*WHAT YOU HAVE TO DO*. Set out each line from the following listing that includes the word "components".

*GIVEN INFORMATION*.
** BEGIN **
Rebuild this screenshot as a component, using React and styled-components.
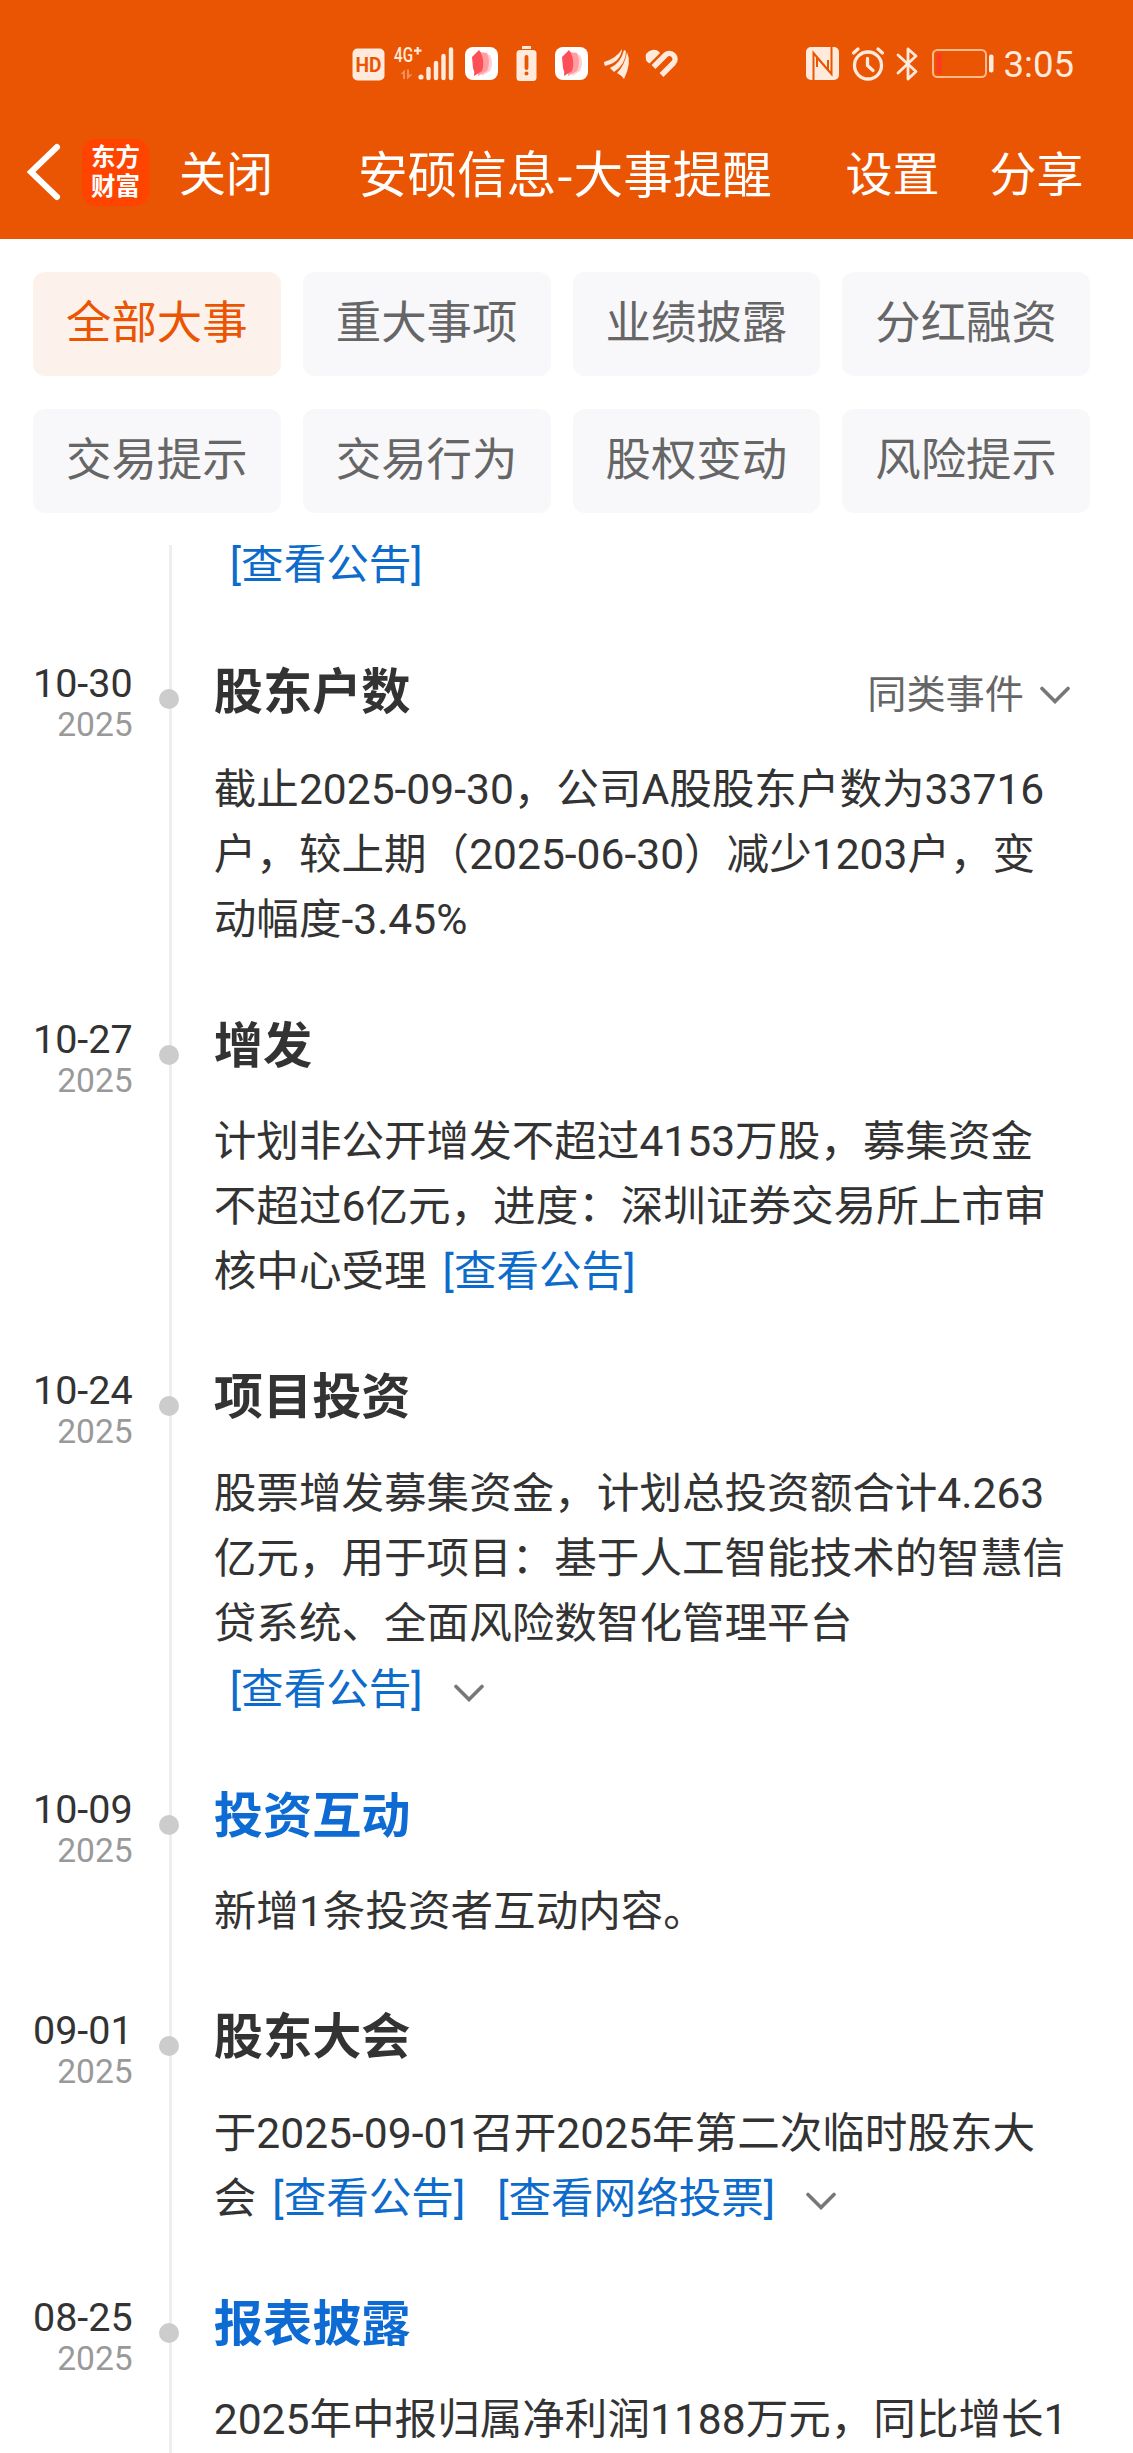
import React from "react";
import styled, { createGlobalStyle, css } from "styled-components";

const GlobalStyle = createGlobalStyle`
    body {
        margin: 0;
        background-color: #FFFFFF;
        font-family: Roboto, "Noto Sans CJK SC", sans-serif;
    }
`;

const Page = styled.div`
    display: flex;
    flex-direction: column;
    width: 1133px;
    height: 2453px;
    overflow: hidden;
    background-color: #FFFFFF;
`;

const Header = styled.header`
    height: 239px;
    background-color: #EA5504;
    color: #FFFFFF;
`;

const StatusBar = styled.div`
    display: flex;
    justify-content: space-between;
    height: 60px;
    padding: 45px 59px 0 352px;
    color: #FFEADC;
`;

const StatusGroup = styled.div`
    display: flex;
    align-items: flex-start;
`;

const StatusIcon = styled.svg`
    display: block;
    flex: none;
    width: ${({$w}) => $w}px;
    height: 38px;
    margin-right: ${({$gap}) => $gap || 0}px;
    fill: currentColor;
    overflow: visible;
`;

const Clock = styled.span`
    font-size: 36.6px;
    line-height: 40px;
`;

const NavBar = styled.nav`
    display: flex;
    align-items: center;
    height: 134px;
    font-family: "Noto Sans CJK SC", sans-serif;
    white-space: nowrap;
`;

const BackIcon = styled.svg`
    width: 36px;
    height: 60px;
    margin-left: 26px;
    fill: none;
    stroke: #FFFFFF;
    stroke-width: 6;
    stroke-linecap: round;
`;

const Logo = styled.div`
    box-sizing: border-box;
    display: flex;
    flex-direction: column;
    align-items: center;
    justify-content: center;
    width: 67px;
    height: 67px;
    margin-left: 20px;
    padding-bottom: 4px;
    border-radius: 14px;
    background-color: #FF4400;
    font-size: 24.5px;
    font-weight: 700;
    line-height: 29px;
`;

const NavButton = styled.button`
    border: none;
    padding: 0 0 3px;
    background: none;
    color: #FFFFFF;
    font-family: inherit;
    font-size: 47px;
    line-height: 60px;
    margin-left: ${({$left}) => $left}px;
`;

const NavTitle = styled.h1`
    margin: 0 0 0 85px;
    padding-bottom: 3px;
    font-size: 49.6px;
    font-weight: 400;
    line-height: 60px;
`;

const Filters = styled.div`
    display: grid;
    grid-template-columns: repeat(4, 1fr);
    gap: 33px 22px;
    padding: 33px 43px 32px 33px;
`;

const Chip = styled.button`
    height: 104px;
    border: none;
    border-radius: 12px;
    padding: 0 0 10px;
    background-color: #F8F8FB;
    color: #666666;
    font-family: inherit;
    font-size: 45.4px;
    white-space: nowrap;
    ${({$active}) => $active && css`
        background-color: #FDF1EB;
        color: #EA5504;
    `}
`;

const Timeline = styled.main`
    flex: 1;
    overflow: hidden;
    background: linear-gradient(#EEEEEE, #EEEEEE) 169px 0 / 3px 100% no-repeat;
`;

const Event = styled.section`
    display: flex;
    padding-bottom: 65.3px;
    margin-top: ${({$scrolled}) => $scrolled ? -13.3 : 0}px;
`;

const DateColumn = styled.div`
    flex: none;
    width: 132.7px;
    padding-top: 2px;
    text-align: right;
`;

const Day = styled.div`
    color: #333333;
    font-size: 39.5px;
    line-height: 40px;
`;

const Year = styled.div`
    color: #999999;
    font-size: 33.6px;
    line-height: 38px;
    margin-top: 2px;
`;

const Dot = styled.span`
    flex: none;
    width: 20px;
    height: 20px;
    margin: 27px 34.8px 0 26.3px;
    border-radius: 50%;
    background-color: #CCCCCC;
    visibility: ${({$hidden}) => $hidden ? "hidden" : "visible"};
`;

const Content = styled.div`
    flex: 1;
    padding-right: 63.5px;
`;

const TitleRow = styled.div`
    display: flex;
    justify-content: space-between;
    align-items: center;
    height: ${({$tall}) => $tall ? 60 : 56}px;
    margin-bottom: 35.4px;
`;

const Title = styled.h2`
    margin: 0;
    font-size: 49.2px;
    font-weight: 700;
    line-height: 60px;
    color: ${({$link}) => $link ? "#0D6BD3" : "#333333"};
`;

const Similar = styled.span`
    display: flex;
    align-items: center;
    gap: 15.5px;
    padding-top: 6px;
    color: #666666;
    font-size: 39.2px;
    line-height: 60px;
`;

const Line = styled.div`
    height: 65px;
    margin-top: ${({$linksOnly}) => $linksOnly ? 1.6 : 0}px;
    color: #333333;
    font-size: 42.57px;
    line-height: 65px;
    white-space: nowrap;
`;

const Link = styled.a`
    margin: 0 16px;
    color: #0D6BCB;
`;

const ChevronIcon = styled.svg`
    width: 30px;
    height: 18px;
    margin-left: ${({$left}) => $left || 0}px;
    vertical-align: 2.5px;
    fill: none;
    stroke: #777777;
    stroke-width: 3.6;
    stroke-linecap: round;
`;

const filters = ["全部大事", "重大事项", "业绩披露", "分红融资", "交易提示", "交易行为", "股权变动", "风险提示"];

const events = [
    {
        day: "10-30", title: "股东户数", similar: true,
        lines: [["截止2025-09-30，公司A股股东户数为33716"], ["户，较上期（2025-06-30）减少1203户，变"], ["动幅度-3.45%"]],
    },
    {
        day: "10-27", title: "增发",
        lines: [["计划非公开增发不超过4153万股，募集资金"], ["不超过6亿元，进度：深圳证券交易所上市审"], ["核中心受理", "[查看公告]"]],
    },
    {
        day: "10-24", title: "项目投资", more: true,
        lines: [["股票增发募集资金，计划总投资额合计4.263"], ["亿元，用于项目：基于人工智能技术的智慧信"], ["贷系统、全面风险数智化管理平台"], ["", "[查看公告]"]],
    },
    {
        day: "10-09", title: "投资互动", link: true,
        lines: [["新增1条投资者互动内容。"]],
    },
    {
        day: "09-01", title: "股东大会", more: true,
        lines: [["于2025-09-01召开2025年第二次临时股东大"], ["会", "[查看公告]", "[查看网络投票]"]],
    },
    {
        day: "08-25", title: "报表披露", link: true,
        lines: [["2025年中报归属净利润1188万元，同比增长1"]],
    },
];

function Chevron({left}) {
    return <ChevronIcon $left={left} viewBox="0 0 30 18">
        <path d="M2 2.5L15 15.5L28 2.5"/>
    </ChevronIcon>;
}

function ReaderIcon({gap}) {
    return <StatusIcon $w={33} $gap={gap} viewBox="0 0 33 38">
        <rect y="2" width="33" height="33" rx="8" fill="#FFFFFF"/>
        <path d="M17 8L25 10Q29 18 25 26L17 31Z" fill="#FFD0D3"/>
        <path d="M14 7L22 8Q26 17 22 26L13 31Z" fill="#FF9DA2"/>
        <path d="M7 12L14 5L16 8Q20 17 17 26L9 31Q10 27 8 23Z" fill="#FC4F58"/>
    </StatusIcon>;
}

function StatusIcons() {
    return <StatusBar>
        <StatusGroup>
            <StatusIcon $w={33} $gap={9} viewBox="0 0 33 38">
                <rect x="0.5" y="3.5" width="32" height="32" rx="5"/>
                <text x="16.5" y="27" textAnchor="middle" textLength="26" lengthAdjust="spacingAndGlyphs"
                      fontSize="21" fontWeight="700" fill="#EA5504">HD</text>
            </StatusIcon>
            <StatusIcon $w={60} $gap={11} viewBox="0 0 60 38">
                <text x="0" y="17" textLength="19" lengthAdjust="spacingAndGlyphs" fontSize="20" fontWeight="500">4G</text>
                <path d="M20 5.7H27.5M23.7 2V9.5" stroke="currentColor" strokeWidth="2.2"/>
                <path d="M6.5 29L11 24.5V34H9V29ZM13 24.5H15V29.5H18.5L13 34.5Z" opacity="0.4"/>
                <circle cx="27" cy="32" r="2.6"/>
                <path d="M34.5 24V33M42 18V33M49.5 11V33M57 4.5V33" stroke="currentColor" strokeWidth="4.4" strokeLinecap="round"/>
            </StatusIcon>
            <ReaderIcon gap={18}/>
            <StatusIcon $w={21} $gap={18} viewBox="0 0 21 38">
                <rect x="6" y="1" width="9" height="3"/>
                <rect x="0.5" y="5" width="20" height="31" rx="3.5"/>
                <path d="M10.5 12V23" stroke="#EA5504" strokeWidth="3.8" strokeLinecap="round"/>
                <circle cx="10.5" cy="28.5" r="2" fill="#EA5504"/>
            </StatusIcon>
            <ReaderIcon gap={16}/>
            <StatusIcon $w={25} $gap={16} viewBox="0 0 25 38">
                <path d="M0 17Q13 13 18 4Q17 17 1 21Q0 19 0 17ZM6 23Q17 18 20 5L22 6Q22 19 10 27ZM13 28Q21 20 23 7Q28 18 20 34Q17 30 13 28Z"/>
            </StatusIcon>
            <StatusIcon $w={34} viewBox="0 0 34 38">
                <path d="M1 15Q-1 7 7 5Q12 4 15 8L4.5 18.5Q2 17 1 15Z"/>
                <path d="M8.5 22L20.5 10A5.66 5.66 0 0 1 28.5 18L16.5 30" fill="none" stroke="currentColor" strokeWidth="5.4"/>
            </StatusIcon>
        </StatusGroup>
        <StatusGroup>
            <StatusIcon $w={33} $gap={12} viewBox="0 0 33 38">
                <rect y="2" width="33" height="33" rx="5"/>
                <path d="M7.5 35V8L22 25V15M25.5 2V29L11 12.5V22" fill="none" stroke="#EA5504" strokeWidth="2"/>
            </StatusIcon>
            <StatusIcon $w={34} $gap={11} viewBox="0 0 34 38">
                <g fill="none" stroke="currentColor" strokeWidth="3.3" strokeLinecap="round">
                    <circle cx="17" cy="20.5" r="13.5"/>
                    <path d="M2.5 8L7 4M31.5 8L27 4M16.5 13.5V20.5L22 25.5"/>
                </g>
            </StatusIcon>
            <StatusIcon $w={22} $gap={14} viewBox="0 0 22 38">
                <path d="M2 10L20 26.5L12 34V4L20 11L2 28" fill="none" stroke="currentColor" strokeWidth="2.8" strokeLinecap="round" strokeLinejoin="round"/>
            </StatusIcon>
            <StatusIcon $w={62} $gap={9} viewBox="0 0 62 38">
                <rect x="1" y="5" width="53" height="27" rx="4.5" fill="none" stroke="#FFB98D" strokeWidth="2"/>
                <rect x="4.5" y="8" width="5" height="21" rx="1" fill="#FF3B1F"/>
                <rect x="57" y="9.5" width="4.5" height="18" rx="2"/>
            </StatusIcon>
            <Clock>3:05</Clock>
        </StatusGroup>
    </StatusBar>;
}

function TimelineEvent({event}) {
    return <Event>
        <DateColumn>
            <Day>{event.day}</Day>
            <Year>2025</Year>
        </DateColumn>
        <Dot/>
        <Content>
            <TitleRow $tall={event.similar}>
                <Title $link={event.link}>{event.title}</Title>
                {event.similar && <Similar>同类事件<Chevron/></Similar>}
            </TitleRow>
            {event.lines.map(([text, ...links], index) => <Line key={index} $linksOnly={!text}>
                {text}
                {links.map(link => <Link key={link}>{link}</Link>)}
                {event.more && index === event.lines.length - 1 && <Chevron left={15}/>}
            </Line>)}
        </Content>
    </Event>;
}

function App() {
    return <Page>
        <GlobalStyle/>
        <Header>
            <StatusIcons/>
            <NavBar>
                <BackIcon viewBox="0 0 36 60">
                    <path d="M31 5L5 30L31 55"/>
                </BackIcon>
                <Logo>
                    <span>东方</span>
                    <span>财富</span>
                </Logo>
                <NavButton $left={30}>关闭</NavButton>
                <NavTitle>安硕信息-大事提醒</NavTitle>
                <NavButton $left={73.5}>设置</NavButton>
                <NavButton $left={50}>分享</NavButton>
            </NavBar>
        </Header>
        <Filters>
            {filters.map((name, index) => <Chip key={name} $active={index === 0}>{name}</Chip>)}
        </Filters>
        <Timeline>
            <Event $scrolled>
                <DateColumn/>
                <Dot $hidden/>
                <Content>
                    <Line><Link>[查看公告]</Link></Line>
                </Content>
            </Event>
            {events.map(event => <TimelineEvent key={event.day} event={event}/>)}
        </Timeline>
    </Page>;
}

export default App;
** END **
*EXERCISE ANSWER*.
Rebuild this screenshot as a component, using React and styled-components.
import styled, { createGlobalStyle, css } from "styled-components";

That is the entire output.